Che cos’è l’omofobia?
“È solo ipocrisia. Gli italiani fanno tante cose, ma di nascosto, siamo un popolo molto bigotto. L’omofobia è una paura finta, dietro la quale si nasconde un desiderio che impone di mostrarsi migliori di quello che si è realmente agli occhi degli altri. Agli occhi del mondo appaiono fidanzati fedeli e mariti devoti e poi di notte vanno con i trans o in Oriente a fare sesso con i bambini.
L’omofobia più crudele viene proprio da chi dentro di sé cover il desiderio di vivere un rapporto omosessuale, ma che non può o non vuole esprimerlo e quindi riversa sui gay dichiarati questa sorta di “invidia” verso quel coraggio e quella presa di coscienza che loro non sono in grado di abbracciare.”
Cosa vuoi dire a chi si rende autore di aggressione omofobe?
“Che sono il reietto della società e invece di picchiare gli altri, li invito a guardare alle loro vite, perché è dentro di loro che c’è qualcosa che non va. Qual è il motivo che ti spinge a picchiare una persona dal nulla? I miei aggressori mi hanno colpito con una forza e una cattiveria tale come se io avessi fatto qualcosa di male e meritavo una “lezione”, di essere punito. Sono stato fortunato perché non mi è successo niente di grave. In quei momenti ho sperato che non tirassero fuori i coltelli.”
Lino, al momento dell’aggressione, portava gli occhiali da vista, mentre racconta l’escalation di violenza subita in quegli attimi di follia, mostra quello che resta dei suoi occhiali: una stecchetta completamente staccata, i vetri rotti, la montatura ridotta in brandelli.

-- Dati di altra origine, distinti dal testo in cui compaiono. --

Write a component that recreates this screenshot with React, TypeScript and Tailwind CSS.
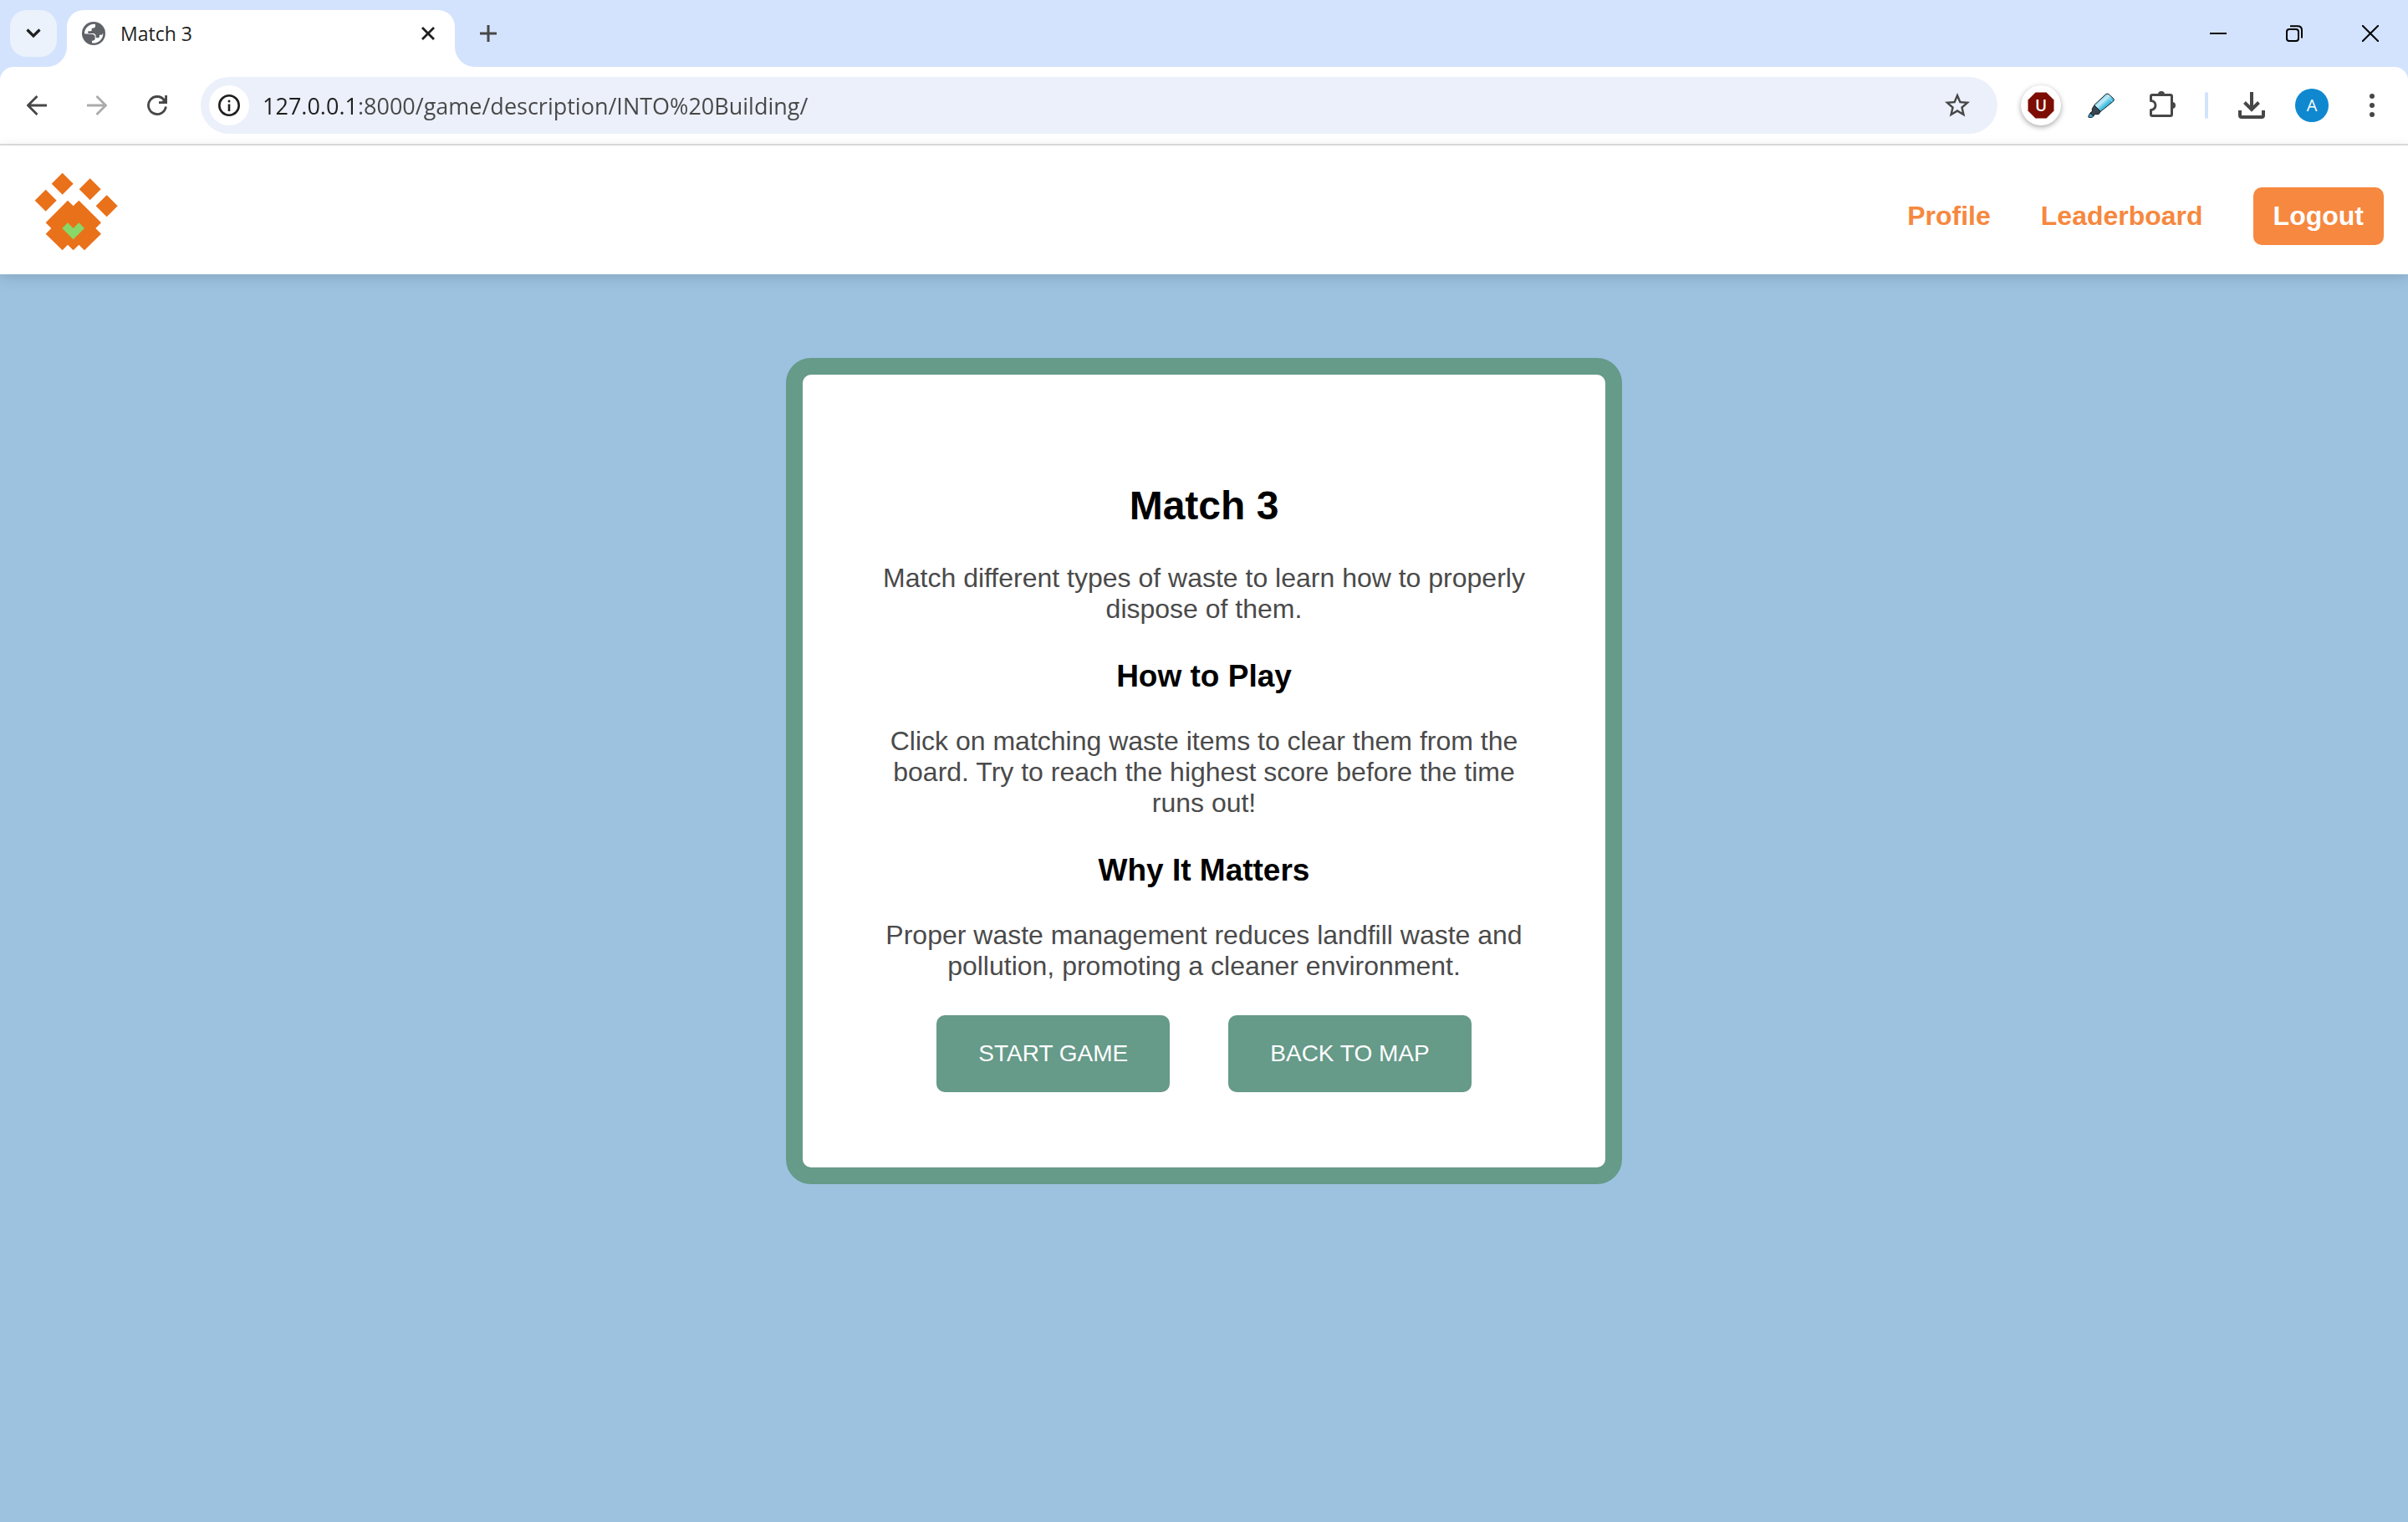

“Purtroppo già so che non sarò l’ultimo, sicuramente a breve sentiremo di altri ragazzi picchiati ed aggrediti. Spero che la mia vicenda possa aiutare l’opinione pubblica a capire che le aggressioni omofobe possono verificarsi davvero ovunque, non solo nei luoghi dove le trans si ritrovano abitualmente per prostituirsi o nelle zone notoriamente frequentate dagli omosessuali. Può accadere anche in un quartiere in cui episodi simili non si sono mai verificati, come Ponticelli, che un ragazzo venga picchiato mentre cammina per strada perché è gay.”